Mr Navalny, who is serving a 19-year sentence on extremism charges, has not been seen since last Tuesday.

Prison officers at IK-6, a high-security penal colony roughly 140 miles east of Moscow where Mr Navalny was moved in June this year, told his lawyers that he had “left their colony” when they tried to visit him last week. The officers added that they did not know where Mr Navalny had been transferred.

The 47-year-old has since missed two court appearances via videolink. Prison officials said his first absence, on Monday, was due to electricity problems, a reason his spokesperson Kira Yarmysh described as “nonsense”. His second absence was today (Tuesday); no reason for this absence was provided.

Mr Navalny’s disappearance has coincided with an announcement by the Russian president last Friday that he would run for a fifth term next year. The Russian Election Commission issued a statement a day before setting the date for the vote for 17 March.

Vladimir Putin met with constitutional court judges in Moscow on Tuesday
Vladimir Putin met with constitutional court judges in Moscow on Tuesday (Pool/AFP/Getty)

Mr Navalny’s allies have now accused the Kremlin of “deliberately isolating Alexei” for as long as possible until the election next year.

Ms Yarmysh told the Associated Press: “I guess this was made deliberately to isolate Alexei during this period of time so he wouldn’t be able to influence all these things in any way, because everyone understands – and Putin, of course, understands – that Alexei is his main rival, even despite the fact that he is not on the ballot.”

She added: “They will try to hide him as long as possible.”

After the announcement by the Russian Election Commission on Thursday, a statement from prison by Mr Navalny urged Russians to vote for anyone but Putin. It was unclear if it was a pre-written statement dated from before he was last seen.

The statement read: “For Putin, the 2024 elections are a referendum to approve his actions, to approve the war.

“Let’s disrupt his plans and make it happen so that no one on 17 March is interested in the rigged result, but that all of Russia saw and understood: the will of the majority is that Putin must leave.”

That same day, two of his lawyers, who had also been jailed on bogus charges, had their pretrial detention extended to 13 March. The Kremlin did not provide any reason why.

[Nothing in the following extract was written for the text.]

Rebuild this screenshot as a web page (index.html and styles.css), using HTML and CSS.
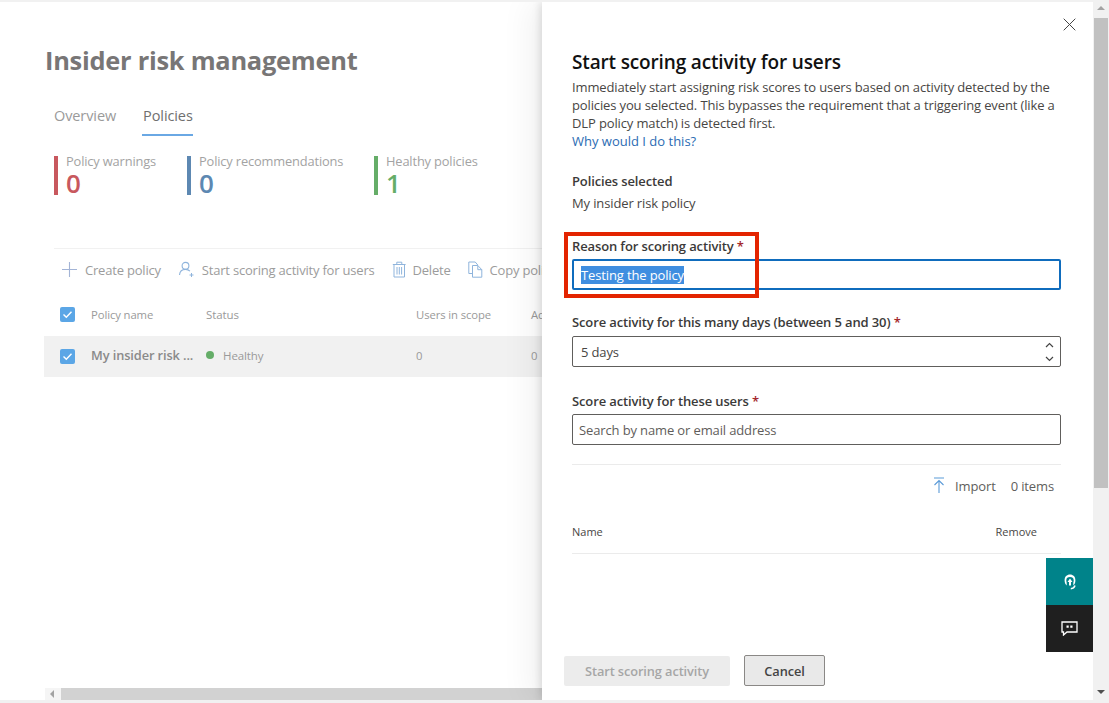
FILE: index.html
```html
<!DOCTYPE html>
<html lang="en">
<head>
<meta charset="utf-8">
<title>Insider risk management</title>
<link rel="stylesheet" href="styles.css">
</head>
<body>
<div class="window">
  <div class="page">
    <main class="main">
      <h1 class="page-title">Insider risk management</h1>
      <nav class="tabs">
        <span class="tab">Overview</span>
        <span class="tab tab-active">Policies</span>
      </nav>
      <section class="stats">
        <div class="stat stat-red"><span class="stat-label">Policy warnings</span><span class="stat-value">0</span></div>
        <div class="stat stat-blue"><span class="stat-label">Policy recommendations</span><span class="stat-value">0</span></div>
        <div class="stat stat-green"><span class="stat-label">Healthy policies</span><span class="stat-value">1</span></div>
      </section>
      <div class="toolbar">
        <span class="action">
          <svg class="action-icon" width="17" height="17" viewBox="0 0 17 17"><path d="M8.5 1v15M1 8.5h15" fill="none" stroke="#a3b4d6" stroke-width="1.1"/></svg>Create policy
        </span>
        <span class="action">
          <svg class="action-icon" width="17" height="17" viewBox="0 0 17 17"><circle cx="7.5" cy="4.8" r="3.4" fill="none" stroke="#8fb4dc" stroke-width="1.1"/><path d="M1.5 14c.3-3.600 2.600-5.600 6-5.600 2 0 3.400.6 4.400 1.800" fill="none" stroke="#8fb4dc" stroke-width="1.1"/><path d="M13.500 12v4M11.500 14h4" fill="none" stroke="#8fb4dc" stroke-width="1"/></svg>Start scoring activity for users
        </span>
        <span class="action">
          <svg class="action-icon" width="14" height="17" viewBox="0 0 14 17"><path d="M2 3.500h10.500V16H2zM.8 3.500h12.800M4.800 3.500V1.200h5v2.300M5 6v7.500M7.300 6v7.500M9.600 6v7.500" fill="none" stroke="#8fb4dc" stroke-width="1"/></svg>Delete
        </span>
        <span class="action">
          <svg class="action-icon" width="15" height="17" viewBox="0 0 15 17"><path d="M4.500 12.500H.8V1h6.400l2.600 3" fill="none" stroke="#8fb4dc" stroke-width="1"/><path d="M4.500 4.500h5.300l4 4.200v7.500H4.500zM9.800 4.500v4.200h4" fill="none" stroke="#8fb4dc" stroke-width="1"/></svg>Copy policy
        </span>
      </div>
      <div class="table">
        <div class="row row-head">
          <span class="check"><svg width="11" height="9" viewBox="0 0 11 9"><path d="M1.500 4.500l2.800 2.800 5.200-5.600" fill="none" stroke="#fff" stroke-width="1.400"/></svg></span>
          <span class="cell cell-name">Policy name</span>
          <span class="cell cell-status">Status</span>
          <span class="cell cell-users">Users in scope</span>
          <span class="cell cell-last">Ac</span>
        </div>
        <div class="row row-selected">
          <span class="check"><svg width="11" height="9" viewBox="0 0 11 9"><path d="M1.500 4.500l2.800 2.800 5.200-5.600" fill="none" stroke="#fff" stroke-width="1.400"/></svg></span>
          <span class="cell cell-name cell-strong">My insider risk ...</span>
          <span class="cell cell-status"><i class="dot"></i>Healthy</span>
          <span class="cell cell-users">0</span>
          <span class="cell cell-last">0</span>
        </div>
      </div>
      <div class="hscroll">
        <span class="hscroll-arrow"></span>
        <span class="hscroll-thumb"></span>
      </div>
    </main>

    <aside class="panel">
      <button class="close" aria-label="Close">
        <svg width="13" height="13" viewBox="0 0 13 13"><path d="M.7.7l11.600 11.600M12.300.7L.7 12.300" fill="none" stroke="#444" stroke-width="1"/></svg>
      </button>
      <h2 class="panel-title">Start scoring activity for users</h2>
      <p class="panel-desc">Immediately start assigning risk scores to users based on activity detected by the policies you selected. This bypasses the requirement that a triggering event (like a DLP policy match) is detected first.<br><a class="link">Why would I do this?</a></p>
      <h3 class="label label-policies">Policies selected</h3>
      <p class="policy-name">My insider risk policy</p>

      <div class="field field-reason">
        <label class="label">Reason for scoring activity <b class="req">*</b></label>
        <div class="input input-focus"><span class="selected">Testing the policy</span></div>
      </div>
      <div class="field field-days">
        <label class="label">Score activity for this many days (between 5 and 30) <b class="req">*</b></label>
        <div class="input input-spin">
          <span class="input-text">5 days</span>
          <span class="spin">
            <svg width="9" height="6" viewBox="0 0 9 6"><path d="M1 5l3.500-3.500L8 5" fill="none" stroke="#444" stroke-width="1.200"/></svg>
            <svg width="9" height="6" viewBox="0 0 9 6"><path d="M1 1l3.500 3.500L8 1" fill="none" stroke="#444" stroke-width="1.200"/></svg>
          </span>
        </div>
      </div>
      <div class="field field-users">
        <label class="label">Score activity for these users <b class="req">*</b></label>
        <div class="input input-search"><span class="placeholder">Search by name or email address</span></div>
      </div>
      <div class="import-bar">
        <svg class="import-icon" width="12" height="17" viewBox="0 0 12 17"><path d="M1 1h10M6 16V3.500M1.500 8L6 3.500 10.500 8" fill="none" stroke="#5b9bd8" stroke-width="1.100"/></svg>
        <span class="import-label">Import</span>
        <span>0 items</span>
      </div>
      <div class="list-head"><span>Name</span><span class="list-remove">Remove</span></div>
      <div class="panel-footer">
        <button class="btn btn-disabled">Start scoring activity</button>
        <button class="btn btn-cancel">Cancel</button>
      </div>
      <div class="float-buttons">
        <span class="float float-teal">
          <svg width="12" height="16" viewBox="0 0 12 16"><path d="M2.700 11.500C1.400 10.500.6 9 .6 6.300.6 2.800 2.800.6 6 .6s5.400 2.200 5.400 5.700c0 2.700-.8 4.200-2.100 5.200V8.800c.3-.7.400-1.500.4-2.500C9.700 4 8.300 3 6 3S2.300 4 2.300 6.300c0 1 .1 1.800.4 2.500z" fill="#fff"/><path d="M6 4.500L8.500 8H7v3.500H5V8H3.500z" fill="#fff"/><path d="M11 11.500c-.6 2-1.900 3-4.200 3.200" fill="none" stroke="#fff" stroke-width="1.500"/></svg>
        </span>
        <span class="float float-dark">
          <svg width="17" height="15" viewBox="0 0 17 15"><path d="M1 1h15v10H6l-3.500 3v-3H1z" fill="none" stroke="#fff" stroke-width="1.300"/><path d="M5.500 4.500h2.200v2.200H5.500zM9.300 4.500h2.200v2.200H9.300z" fill="#fff"/></svg>
        </span>
      </div>
    </aside>

    <div class="vscroll">
      <span class="vscroll-arrow vscroll-up"></span>
      <span class="vscroll-thumb"></span>
      <span class="vscroll-arrow vscroll-down"></span>
    </div>
  </div>
</div>
</body>
</html>
```
FILE: styles.css
```css
*, *::before, *::after { box-sizing: border-box; }
html, body { margin: 0; padding: 0; height: 100%; overflow: hidden; }
body { background: #fff; font-family: "Open Sans", "Noto Sans", "Liberation Sans", sans-serif; color: #323130; }
.window { width: 1109px; height: 703px; padding: 2px 0 3px; background: #f1f1f1; }
.page { position: relative; height: 698px; background: #fff; display: flex; overflow: hidden; }

.main { width: 542px; flex: none; padding: 0 0 0 45px; overflow: hidden; position: relative; }
.page-title { margin: 40px 0 0; font-size: 25.400px; line-height: 36px; font-weight: 700; color: #787676; white-space: nowrap; letter-spacing: -.25px; }
.tabs { display: flex; gap: 26px; margin: 25px 0 0 9px; height: 37px; }
.tab { font-size: 14.500px; line-height: 26px; color: #9a9a9a; height: 100%; letter-spacing: -.1px; }
.tab-active { color: #6f6f6f; border-bottom: 2px solid #6aa8e4; padding: 0 0 0 1px; height: 33px; }

.stats { display: flex; margin: 16px 0 0 9px; height: 40px; }
.stat { border-left: 4px solid; padding-left: 8px; height: 39px; display: flex; flex-direction: column; position: relative; }
.stat-red { border-color: #c8585e; width: 133px; color: #c8585e; }
.stat-blue { border-color: #5d88b2; width: 187px; color: #5d88b2; }
.stat-green { border-color: #65ad68; color: #65ad68; }
.stat-label { font-size: 12.850px; line-height: 16px; color: #a3a3a3; white-space: nowrap; margin-top: -3px; letter-spacing: -.15px; }
.stat-value { font-size: 26px; line-height: 24px; font-weight: 600; margin-top: 2px; }

.toolbar { display: flex; align-items: center; margin: 52px 0 0 9px; padding: 0 0 0 7px; border-top: 1px solid #f1f1f1; height: 42px; white-space: nowrap; }
.action { display: inline-flex; align-items: center; font-size: 13px; color: #9c9c9c; margin-right: 17px; letter-spacing: -.2px; }
.action-icon { margin-right: 7px; flex: none; }

.table { margin: 0 0 0 -1px; width: 520px; }
.row { display: flex; align-items: center; position: relative; padding-left: 16px; white-space: nowrap; }
.row-head { height: 43px; margin-top: 3px; }
.row-selected { height: 41px; background: #f1f1f1; }
.row-selected .cell { margin-bottom: 3px; }
.check { width: 15px; height: 15px; border-radius: 2px; background: #5ba6e6; display: flex; align-items: center; justify-content: center; flex: none; }
.cell { font-size: 11.300px; color: #9a9a9a; flex: none; letter-spacing: -.1px; }
.cell-name { width: 115px; margin-left: 16px; }
.cell-strong { font-size: 12.800px; font-weight: 600; color: #8a8a8a; }
.cell-status { width: 210px; display: flex; align-items: center; font-size: 11.500px; }
.cell-users { width: 115px; }
.dot { width: 8px; height: 8px; border-radius: 50%; background: #65ad68; margin-right: 9px; }

.hscroll { position: absolute; left: 45px; right: 0; top: 686px; height: 12px; display: flex; }
.hscroll-arrow { width: 16px; background: #f5f5f5; position: relative; flex: none; }
.hscroll-arrow::before { content: ""; position: absolute; left: 5px; top: 2px; border: 4px solid transparent; border-left: 0; border-right: 4px solid #a3a3a3; }
.hscroll-thumb { flex: 1; background: #d2d2d2; }

.panel { width: 551px; flex: none; position: relative; z-index: 1; background: #fff; box-shadow: -2px 0 8px rgba(0,0,0,.12), -12px 0 30px rgba(0,0,0,.06); padding: 0 32px 0 30px; }
.close { position: absolute; right: 17px; top: 16px; width: 13px; height: 13px; padding: 0; border: 0; background: none; line-height: 0; }
.panel-title { margin: 47px 0 0; font-size: 19px; line-height: 26px; font-weight: 600; color: #111; white-space: nowrap; letter-spacing: -.15px; }
.panel-desc { margin: 3px 0 0; font-size: 13px; line-height: 18px; color: #484644; letter-spacing: -.13px; }
.link { color: #2b6cb3; letter-spacing: 0; }
.label { display: block; margin: 0; font-size: 13px; line-height: 18px; font-weight: 600; color: #3b3a39; letter-spacing: -.13px; white-space: nowrap; }
.label-policies { margin-top: 22px; }
.policy-name { margin: 4px 0 0; font-size: 13px; line-height: 18px; color: #484644; letter-spacing: -.13px; }
.req { color: #a4262c; font-weight: 600; }
.field-reason { margin-top: 25px; position: relative; }
.field-reason::before { content: ""; position: absolute; left: -8px; top: -5px; width: 195px; height: 66px; border: 4px solid #e32400; pointer-events: none; z-index: 1; }
.field-days { margin-top: 23px; }
.field-users { margin-top: 25px; }
.input { margin-top: 5px; height: 31px; border: 1px solid #605e5c; border-radius: 2px; font-size: 13px; letter-spacing: -.13px; color: #484644; display: flex; align-items: center; }
.input-focus { border: 2px solid #0f6cbd; padding-left: 7px; margin-top: 4px; }
.selected { background: #3f8ee0; color: #fff; line-height: 18px; }
.input-spin { padding: 0 6px 0 8px; justify-content: space-between; }
.spin { display: flex; flex-direction: column; gap: 8px; line-height: 0; }
.input-search { padding-left: 6px; margin-top: 4px; }
.placeholder { color: #5f5d5b; }
.import-bar { margin-top: 19px; border-top: 1px solid #ebebeb; height: 42px; display: flex; align-items: center; justify-content: flex-end; font-size: 13px; color: #605e5c; padding-right: 7px; letter-spacing: -.13px; }
.import-icon { margin-right: 10px; }
.import-label { margin-right: 15px; }
.list-head { margin-top: 7px; height: 41px; padding-bottom: 4px; display: flex; align-items: center; justify-content: space-between; border-bottom: 1px solid #ebebeb; font-size: 11px; font-weight: 500; color: #484644; padding-right: 24px; }
.list-remove { font-weight: 400; }
.panel-footer { position: absolute; left: 22px; top: 653px; display: flex; gap: 14px; align-items: stretch; }
.btn { height: 31px; font: inherit; font-size: 12.800px; font-weight: 600; border-radius: 2px; padding: 0; letter-spacing: -.1px; }
.btn-disabled { width: 166px; background: #ececec; border: 0; color: #a6a6a6; margin-top: 1px; height: 30px; }
.btn-cancel { width: 81px; background: #e9e9e9; border: 1px solid #8a8886; color: #444; }
.float-buttons { position: absolute; right: 0; top: 556px; width: 47px; display: flex; flex-direction: column; }
.float { height: 47px; display: flex; align-items: center; justify-content: center; }
.float-teal { background: #00838a; }
.float-dark { background: #1f1f1f; }

.vscroll { width: 16px; flex: none; background: #f1f1f1; display: flex; flex-direction: column; position: relative; z-index: 2; }
.vscroll-arrow { height: 16px; flex: none; position: relative; }
.vscroll-up::before, .vscroll-down::before { content: ""; position: absolute; left: 4px; border: 4px solid transparent; }
.vscroll-up::before { top: 4px; border-top: 0; border-bottom: 4px solid #a3a3a3; }
.vscroll-down::before { top: 6px; border-bottom: 0; border-top: 4px solid #505050; }
.vscroll-thumb { height: 470px; margin: 0 1px; background: #c1c1c1; }
.vscroll-down { margin-top: auto; }
```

Kremlin spokesman Dmitry Peskov, when asked about Mr Navalny’s disappearance, said he had ‘neither a desire nor an opportunity to track down inmates’
Kremlin spokesman Dmitry Peskov, when asked about Mr Navalny’s disappearance, said he had ‘neither a desire nor an opportunity to track down inmates’ (RIA Novosti/AFP/Getty)

Prison officials are legally obliged to notify Mr Navalny’s relatives or lawyers within 10 days of his arrival at a new facility.

But in the meantime, Ms Yarmysh said they are “having to look for him in every colony of [the] special regime in Russia”.

“There are about 30 of them all over Russia,” she said. “So we have no idea in which one we will find him.”

She said the Kremlin, by way of circumventing the legal obligation, “can also transfer a prisoner for weeks or even for months, and no one will know where he is”.

Kremlin spokesperson Dmitry Peskov, when asked about the whereabouts of Mr Navalny said they “have neither a desire nor an opportunity to track down inmates”.

“We have neither the intention nor the ability to monitor the fate of prisoners and the process of their stay in the relevant institutions,” he told reporters.

Mr Navalny, 47, has been behind bars since January 2021, when he was arrested upon his return from Germany where he had received treatment for poisoning with a nerve agent that Navalny blamed on the Kremlin. Moscow has denied it.

The opposition leader, who campaigned against official corruption and organised major anti-government protests, has rejected all charges against him as a politically motivated vendetta.